Although a general rule of thumb is to have 70 characters (give or take depending on the nature of content) per line, this is based on the layout method as outlined earlier. Document scrolling is a factor as short line lengths although will have our eyes move in short distances, it will require us to scroll more often.


Keep type styling hierarchy consistent for reading. Too many font types can make text blocks distinguishable from one another, however, it will force the user to readjust to the new text flow; which will impact overall readability and legibility.

Mixed case letters help the reader identify letters into recognizable shapes as opposed to all uppercase which not only makes it difficult to read for extended texts, but can also send a different message (e.g., aggressiveness). All-caps text on headings however can help create contrast from regular run-on text.
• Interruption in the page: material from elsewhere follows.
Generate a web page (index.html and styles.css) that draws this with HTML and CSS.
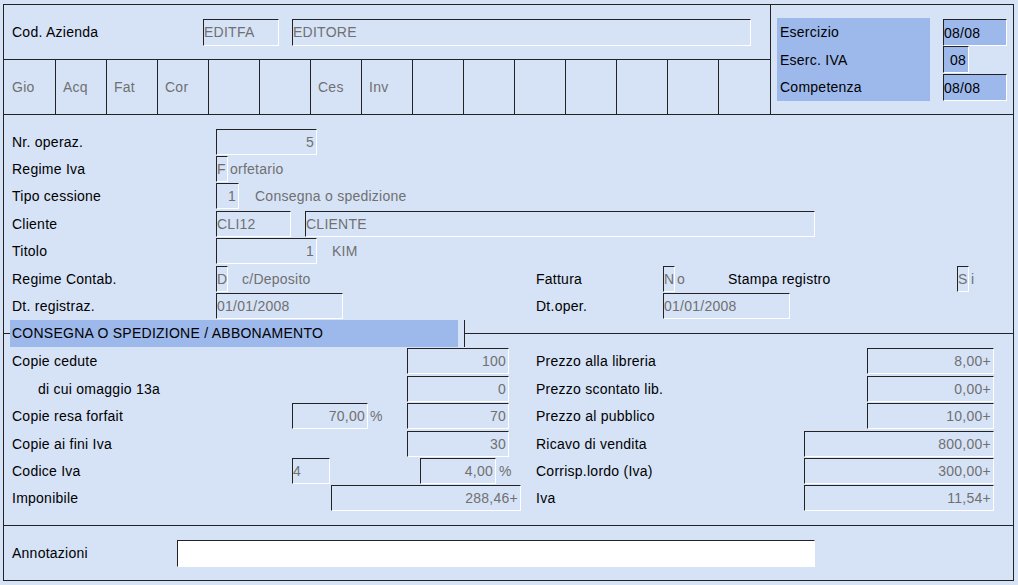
FILE: index.html
```html
<!DOCTYPE html>
<html lang="it">
<head>
<meta charset="utf-8">
<title>Operazione</title>
<link rel="stylesheet" href="styles.css">
</head>
<body>
<div class="frame">
  <div class="top">
    <div class="top-main">
      <div class="head-row">
        <span class="lbl w191">Cod. Azienda</span>
        <span class="box h27 w76">EDITFA</span>
        <span class="box h27 w459 ml13">EDITORE</span>
      </div>
      <div class="tabs">
        <div class="tab">Gio</div>
        <div class="tab">Acq</div>
        <div class="tab">Fat</div>
        <div class="tab">Cor</div>
        <div class="tab"></div>
        <div class="tab"></div>
        <div class="tab">Ces</div>
        <div class="tab">Inv</div>
        <div class="tab"></div>
        <div class="tab"></div>
        <div class="tab"></div>
        <div class="tab"></div>
        <div class="tab"></div>
        <div class="tab"></div>
        <div class="tab"></div>
      </div>
    </div>
    <div class="top-side">
      <div class="period-labels">
        <div>Esercizio</div>
        <div>Eserc. IVA</div>
        <div>Competenza</div>
      </div>
      <div class="period-inputs">
        <span class="box blue w64">08/08</span>
        <span class="box blue w26 r">08</span>
        <span class="box blue w64 mt1">08/08</span>
      </div>
    </div>
  </div>

  <div class="body">
    <div class="sec1">
      <div class="row">
        <span class="lbl w204">Nr. operaz.</span>
        <span class="box w101 r">5</span>
      </div>
      <div class="row">
        <span class="lbl w204">Regime Iva</span>
        <span class="box w12">F</span>
        <span class="dim ml2">orfetario</span>
      </div>
      <div class="row">
        <span class="lbl w204">Tipo cessione</span>
        <span class="box w23 r">1</span>
        <span class="dim ml16">Consegna o spedizione</span>
      </div>
      <div class="row">
        <span class="lbl w204">Cliente</span>
        <span class="box w75">CLI12</span>
        <span class="box w510 ml14">CLIENTE</span>
      </div>
      <div class="row">
        <span class="lbl w204">Titolo</span>
        <span class="box w101 r">1</span>
        <span class="dim ml15">KIM</span>
      </div>
      <div class="row">
        <div class="half">
          <span class="lbl w204">Regime Contab.</span>
          <span class="box w12">D</span>
          <span class="dim ml14">c/Deposito</span>
        </div>
        <span class="lbl w127">Fattura</span>
        <span class="box w12">N</span>
        <span class="dim ml2 w51">o</span>
        <span class="lbl w229">Stampa registro</span>
        <span class="box w12">S</span>
        <span class="dim ml2">i</span>
      </div>
      <div class="row">
        <div class="half">
          <span class="lbl w204">Dt. registraz.</span>
          <span class="box w127">01/01/2008</span>
        </div>
        <span class="lbl w127">Dt.oper.</span>
        <span class="box w127">01/01/2008</span>
      </div>
    </div>

    <div class="group">
      <span class="gline w6"></span>
      <span class="gbar">CONSEGNA O SPEDIZIONE / ABBONAMENTO</span>
      <span class="gspace"></span>
      <span class="gtick"></span>
      <span class="gline grow"></span>
    </div>

    <div class="sec2">
      <div class="row">
        <div class="half">
          <span class="lbl w395">Copie cedute</span>
          <span class="box w102 r">100</span>
        </div>
        <div class="side">
          <span class="lbl grow">Prezzo alla libreria</span>
          <span class="box w127 r">8,00+</span>
        </div>
      </div>
      <div class="row">
        <div class="half">
          <span class="lbl w395 indent">di cui omaggio 13a</span>
          <span class="box w102 r">0</span>
        </div>
        <div class="side">
          <span class="lbl grow">Prezzo scontato lib.</span>
          <span class="box w127 r">0,00+</span>
        </div>
      </div>
      <div class="row">
        <div class="half">
          <span class="lbl w280">Copie resa forfait</span>
          <span class="box w76 r">70,00</span>
          <span class="dim ml2 w37">%</span>
          <span class="box w102 r">70</span>
        </div>
        <div class="side">
          <span class="lbl grow">Prezzo al pubblico</span>
          <span class="box w127 r">10,00+</span>
        </div>
      </div>
      <div class="row">
        <div class="half">
          <span class="lbl w395">Copie ai fini Iva</span>
          <span class="box w102 r">30</span>
        </div>
        <div class="side">
          <span class="lbl grow">Ricavo di vendita</span>
          <span class="box w190 r">800,00+</span>
        </div>
      </div>
      <div class="row">
        <div class="half">
          <span class="lbl w280">Codice Iva</span>
          <span class="box w38">4</span>
          <span class="box w76 r ml90">4,00</span>
          <span class="dim ml3">%</span>
        </div>
        <div class="side">
          <span class="lbl grow">Corrisp.lordo (Iva)</span>
          <span class="box w190 r">300,00+</span>
        </div>
      </div>
      <div class="row">
        <div class="half">
          <span class="lbl w319">Imponibile</span>
          <span class="box w190 r">288,46+</span>
        </div>
        <div class="side">
          <span class="lbl grow">Iva</span>
          <span class="box w190 r">11,54+</span>
        </div>
      </div>
    </div>
  </div>

  <div class="notes">
    <span class="lbl w165">Annotazioni</span>
    <span class="box h27 w638 white"></span>
  </div>
</div>
</body>
</html>
```

FILE: styles.css
```css
html, body {
  margin: 0;
  padding: 0;
}

body {
  background: #d6e3f7;
  font-family: "Liberation Sans", Arial, sans-serif;
  font-size: 14px;
  letter-spacing: 0.25px;
  color: #000;
  width: 1018px;
  height: 585px;
  overflow: hidden;
}

.frame {
  margin: 4px 0 0 3px;
  width: 1011px;
  height: 577px;
  box-sizing: border-box;
  border: 1px solid #222;
  display: flex;
  flex-direction: column;
}

/* ---------- top ---------- */
.top {
  display: flex;
  height: 110px;
  flex: 0 0 110px;
  box-sizing: border-box;
  border-bottom: 1px solid #222;
}

.top-main {
  width: 767px;
  box-sizing: border-box;
  border-right: 1px solid #222;
  display: flex;
  flex-direction: column;
}

.head-row {
  height: 55px;
  flex: 0 0 55px;
  box-sizing: border-box;
  border-bottom: 1px solid #222;
  display: flex;
  align-items: center;
  padding-left: 8px;
}

.tabs {
  flex: 1;
  display: grid;
  grid-template-columns: repeat(15, 1fr);
  padding-left: 1px;
}

.tab {
  border-right: 1px solid #222;
  display: flex;
  align-items: center;
  padding-left: 7px;
  color: #707070;
}

.tab:last-child {
  border-right: none;
}

.top-side {
  flex: 1;
  display: flex;
  align-items: flex-start;
  padding: 13px 0 0 6px;
  gap: 13px;
}

.period-labels {
  width: 153px;
  height: 83px;
  background: #9db9ec;
  display: flex;
  flex-direction: column;
}

.period-labels div {
  flex: 1;
  display: flex;
  align-items: center;
  padding-left: 3px;
}

.period-inputs {
  display: flex;
  flex-direction: column;
  align-items: flex-start;
  padding-top: 1px;
}

/* ---------- generic ---------- */
.lbl {
  display: inline-block;
  white-space: nowrap;
  flex: 0 0 auto;
}

.dim {
  color: #707070;
  white-space: nowrap;
  flex: 0 0 auto;
}

.box {
  box-sizing: border-box;
  height: 26px;
  flex: 0 0 auto;
  display: flex;
  align-items: center;
  border-top: 1px solid #222;
  border-left: 1px solid #222;
  border-right: 1px solid #fff;
  border-bottom: 1px solid #fff;
  color: #707070;
  white-space: nowrap;
  overflow: hidden;
}

.box.h27 { height: 27px; }
.box.r { justify-content: flex-end; padding-right: 2px; }
.box.blue { background: #9db9ec; color: #000; height: 27px; }
.box.white { background: #fff; }

.grow { flex: 1 1 auto; }

.w6 { width: 6px; }
.w12 { width: 12px; }
.w23 { width: 23px; }
.w26 { width: 26px; }
.w37 { width: 37px; display: inline-block; }
.w38 { width: 38px; }
.w51 { width: 51px; display: inline-block; }
.w64 { width: 64px; }
.w75 { width: 75px; }
.w76 { width: 76px; }
.w101 { width: 101px; }
.w102 { width: 102px; }
.w127 { width: 127px; }
.w165 { width: 165px; }
.w190 { width: 190px; }
.w191 { width: 191px; }
.w204 { width: 204px; }
.w229 { width: 229px; }
.w280 { width: 280px; }
.w319 { width: 319px; }
.w395 { width: 395px; }
.w459 { width: 459px; }
.w510 { width: 510px; }
.w638 { width: 638px; }

.ml2 { margin-left: 2px; }
.ml3 { margin-left: 3px; }
.ml13 { margin-left: 13px; }
.ml14 { margin-left: 14px; }
.ml15 { margin-left: 15px; }
.ml16 { margin-left: 16px; }
.ml90 { margin-left: 90px; }
.mt1 { margin-top: 1px; }

.indent { padding-left: 26px; box-sizing: border-box; }

/* ---------- body ---------- */
.body {
  height: 411px;
  flex: 0 0 411px;
  box-sizing: border-box;
  border-bottom: 1px solid #222;
  display: flex;
  flex-direction: column;
}

.sec1 {
  padding: 13px 0 0 8px;
}

.sec2 {
  padding: 1px 0 0 8px;
}

.row {
  height: 27.4px;
  display: flex;
  align-items: center;
}

.half {
  width: 524px;
  flex: 0 0 524px;
  display: flex;
  align-items: center;
  height: 100%;
}

.side {
  flex: 1;
  display: flex;
  align-items: center;
  padding-right: 19px;
  height: 100%;
}

.group {
  height: 27px;
  flex: 0 0 27px;
  display: flex;
}

.gline {
  display: block;
  background: linear-gradient(#222, #222) 0 13px / 100% 1px no-repeat;
}

.gbar {
  width: 448px;
  box-sizing: border-box;
  background: #9db9ec;
  display: flex;
  align-items: center;
  padding-left: 2px;
  white-space: nowrap;
}

.gspace {
  width: 6px;
}

.gtick {
  width: 1px;
  background: #222;
}

/* ---------- notes ---------- */
.notes {
  flex: 1;
  display: flex;
  align-items: center;
  padding-left: 8px;
}
```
Using random or irrelevant sample text

A sample text of "Lorem Ipsum" although is a fair guideline to determine how information will be displayed, it is subject to mislead us in thinking the real text is as well legible and will set forth the right mood for our reader. It is far more accurate to use real sample text during the design phase to minimise mistakes. One fair test is also to read the text ourselves and question whether we are comfortable with it to begin with.

Final words

Typography is an art form that has been around from the early on. Master it by studying and testing under different cases. Typeface selection decisions in Web design shouldn't be done randomly or resort to browser defaults; there is a lot room for improvement considering that readable and legible content is perhaps one of the most important factors on any Web page. Give it a meaningful purpose and factor in the emotions you want to trigger on your readers.